DATA SECTION:
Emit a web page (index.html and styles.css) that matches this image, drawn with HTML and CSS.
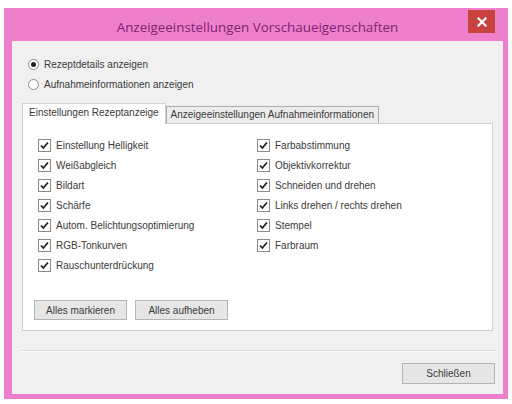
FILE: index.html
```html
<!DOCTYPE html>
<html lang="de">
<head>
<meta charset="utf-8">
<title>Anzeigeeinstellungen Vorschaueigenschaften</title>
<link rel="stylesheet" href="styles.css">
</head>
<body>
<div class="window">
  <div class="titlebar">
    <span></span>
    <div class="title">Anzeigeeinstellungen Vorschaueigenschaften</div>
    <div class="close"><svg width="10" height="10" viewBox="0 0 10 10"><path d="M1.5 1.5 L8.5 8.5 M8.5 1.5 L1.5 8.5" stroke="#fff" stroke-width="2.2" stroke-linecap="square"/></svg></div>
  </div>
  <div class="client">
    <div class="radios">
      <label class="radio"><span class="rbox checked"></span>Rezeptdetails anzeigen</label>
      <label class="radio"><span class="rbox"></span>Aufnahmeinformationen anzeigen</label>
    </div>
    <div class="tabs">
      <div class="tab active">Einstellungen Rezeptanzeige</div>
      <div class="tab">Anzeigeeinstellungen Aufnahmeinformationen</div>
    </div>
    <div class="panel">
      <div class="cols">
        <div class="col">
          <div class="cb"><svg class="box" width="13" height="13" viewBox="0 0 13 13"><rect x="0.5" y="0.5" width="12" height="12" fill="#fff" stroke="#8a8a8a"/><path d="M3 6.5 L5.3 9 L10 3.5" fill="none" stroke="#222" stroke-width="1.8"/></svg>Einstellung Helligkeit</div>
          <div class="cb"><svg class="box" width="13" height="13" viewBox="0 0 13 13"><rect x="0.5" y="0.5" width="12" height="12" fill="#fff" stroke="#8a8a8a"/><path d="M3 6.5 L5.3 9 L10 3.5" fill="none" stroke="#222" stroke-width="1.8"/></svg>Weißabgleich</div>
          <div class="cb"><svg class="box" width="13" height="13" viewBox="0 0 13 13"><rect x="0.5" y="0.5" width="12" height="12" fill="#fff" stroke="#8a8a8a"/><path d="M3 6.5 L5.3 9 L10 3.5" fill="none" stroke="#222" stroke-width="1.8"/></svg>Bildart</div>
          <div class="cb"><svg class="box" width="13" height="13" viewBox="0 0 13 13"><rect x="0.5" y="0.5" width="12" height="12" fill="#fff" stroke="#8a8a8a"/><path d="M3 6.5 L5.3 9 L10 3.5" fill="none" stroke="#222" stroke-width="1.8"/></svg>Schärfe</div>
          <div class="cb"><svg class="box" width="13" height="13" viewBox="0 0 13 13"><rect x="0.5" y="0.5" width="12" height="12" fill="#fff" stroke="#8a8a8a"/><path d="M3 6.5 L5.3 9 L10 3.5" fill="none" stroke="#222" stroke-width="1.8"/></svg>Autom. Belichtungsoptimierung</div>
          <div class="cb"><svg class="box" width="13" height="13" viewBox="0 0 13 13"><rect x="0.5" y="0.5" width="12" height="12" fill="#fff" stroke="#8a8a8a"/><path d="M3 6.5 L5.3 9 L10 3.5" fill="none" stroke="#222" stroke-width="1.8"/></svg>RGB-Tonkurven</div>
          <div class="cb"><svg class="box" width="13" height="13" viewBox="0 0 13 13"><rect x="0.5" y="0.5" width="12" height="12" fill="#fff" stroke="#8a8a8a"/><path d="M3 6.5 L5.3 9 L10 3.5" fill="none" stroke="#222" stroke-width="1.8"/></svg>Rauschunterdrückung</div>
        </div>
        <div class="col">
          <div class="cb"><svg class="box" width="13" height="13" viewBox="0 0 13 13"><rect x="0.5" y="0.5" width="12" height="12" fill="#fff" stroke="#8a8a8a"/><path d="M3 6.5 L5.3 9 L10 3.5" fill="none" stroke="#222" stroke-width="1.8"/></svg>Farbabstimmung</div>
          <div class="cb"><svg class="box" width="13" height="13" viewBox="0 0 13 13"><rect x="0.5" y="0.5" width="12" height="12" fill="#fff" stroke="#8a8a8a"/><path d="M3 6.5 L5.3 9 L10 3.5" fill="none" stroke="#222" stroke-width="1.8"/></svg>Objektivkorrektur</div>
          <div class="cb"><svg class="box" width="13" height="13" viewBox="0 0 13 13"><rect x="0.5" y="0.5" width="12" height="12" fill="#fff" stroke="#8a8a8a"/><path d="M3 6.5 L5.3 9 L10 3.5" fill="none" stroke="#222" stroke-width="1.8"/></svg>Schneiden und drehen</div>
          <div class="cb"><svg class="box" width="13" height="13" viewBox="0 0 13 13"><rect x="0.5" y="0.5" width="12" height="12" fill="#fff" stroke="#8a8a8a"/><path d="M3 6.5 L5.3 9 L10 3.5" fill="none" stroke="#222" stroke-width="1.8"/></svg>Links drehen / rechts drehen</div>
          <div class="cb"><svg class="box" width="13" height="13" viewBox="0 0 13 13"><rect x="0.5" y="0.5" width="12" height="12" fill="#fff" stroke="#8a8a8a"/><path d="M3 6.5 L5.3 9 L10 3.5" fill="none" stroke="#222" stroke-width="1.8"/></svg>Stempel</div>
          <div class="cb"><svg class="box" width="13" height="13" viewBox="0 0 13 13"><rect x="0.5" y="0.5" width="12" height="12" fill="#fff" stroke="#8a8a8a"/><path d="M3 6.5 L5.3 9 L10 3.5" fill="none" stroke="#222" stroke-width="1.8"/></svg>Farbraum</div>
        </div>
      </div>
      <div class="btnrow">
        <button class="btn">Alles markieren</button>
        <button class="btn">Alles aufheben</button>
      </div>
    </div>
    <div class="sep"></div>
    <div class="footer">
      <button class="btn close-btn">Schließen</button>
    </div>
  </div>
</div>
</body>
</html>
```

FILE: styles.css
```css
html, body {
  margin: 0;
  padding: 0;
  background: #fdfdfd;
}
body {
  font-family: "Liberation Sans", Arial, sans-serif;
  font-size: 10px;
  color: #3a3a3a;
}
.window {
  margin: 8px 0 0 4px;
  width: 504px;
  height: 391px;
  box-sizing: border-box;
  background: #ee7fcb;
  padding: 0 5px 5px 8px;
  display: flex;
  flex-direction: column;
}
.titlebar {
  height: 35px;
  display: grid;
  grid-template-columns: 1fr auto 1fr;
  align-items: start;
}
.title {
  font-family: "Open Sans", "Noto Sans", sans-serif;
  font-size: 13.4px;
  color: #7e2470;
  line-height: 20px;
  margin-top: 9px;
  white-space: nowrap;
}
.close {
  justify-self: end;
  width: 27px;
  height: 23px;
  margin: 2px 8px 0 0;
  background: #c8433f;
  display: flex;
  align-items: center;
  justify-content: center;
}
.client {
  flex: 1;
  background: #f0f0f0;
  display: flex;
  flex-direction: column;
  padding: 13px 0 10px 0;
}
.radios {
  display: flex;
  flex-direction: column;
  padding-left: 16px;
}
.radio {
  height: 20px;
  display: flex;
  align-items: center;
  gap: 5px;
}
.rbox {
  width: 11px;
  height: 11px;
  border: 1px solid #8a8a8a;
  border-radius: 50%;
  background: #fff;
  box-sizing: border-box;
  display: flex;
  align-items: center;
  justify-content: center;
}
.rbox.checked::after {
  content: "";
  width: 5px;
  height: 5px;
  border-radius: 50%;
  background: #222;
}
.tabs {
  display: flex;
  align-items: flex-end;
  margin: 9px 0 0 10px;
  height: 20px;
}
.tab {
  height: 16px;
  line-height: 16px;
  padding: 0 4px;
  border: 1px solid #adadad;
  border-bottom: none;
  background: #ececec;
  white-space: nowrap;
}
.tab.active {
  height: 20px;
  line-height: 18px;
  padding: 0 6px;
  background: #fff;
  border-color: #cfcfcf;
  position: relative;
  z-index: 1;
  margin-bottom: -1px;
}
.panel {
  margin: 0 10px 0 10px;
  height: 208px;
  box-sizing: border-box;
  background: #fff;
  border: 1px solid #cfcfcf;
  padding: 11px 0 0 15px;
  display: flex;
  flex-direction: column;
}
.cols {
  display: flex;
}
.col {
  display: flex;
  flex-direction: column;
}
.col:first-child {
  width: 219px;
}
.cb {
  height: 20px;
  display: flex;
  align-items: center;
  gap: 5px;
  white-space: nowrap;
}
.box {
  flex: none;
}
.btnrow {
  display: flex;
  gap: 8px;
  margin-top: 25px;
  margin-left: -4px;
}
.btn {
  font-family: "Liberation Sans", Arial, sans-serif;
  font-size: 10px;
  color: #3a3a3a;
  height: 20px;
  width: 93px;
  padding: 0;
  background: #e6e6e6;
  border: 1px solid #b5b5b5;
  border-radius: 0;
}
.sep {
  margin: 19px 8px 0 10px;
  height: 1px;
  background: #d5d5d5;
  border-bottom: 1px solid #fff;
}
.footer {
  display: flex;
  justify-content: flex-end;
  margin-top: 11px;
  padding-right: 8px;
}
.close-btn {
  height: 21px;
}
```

DIRECTIONS FOR THIS TASK: Copy out every line from the material above in which the word "index" appears.

ANSWER IN FULL:
Emit a web page (index.html and styles.css) that matches this image, drawn with HTML and CSS.
FILE: index.html
  z-index: 1;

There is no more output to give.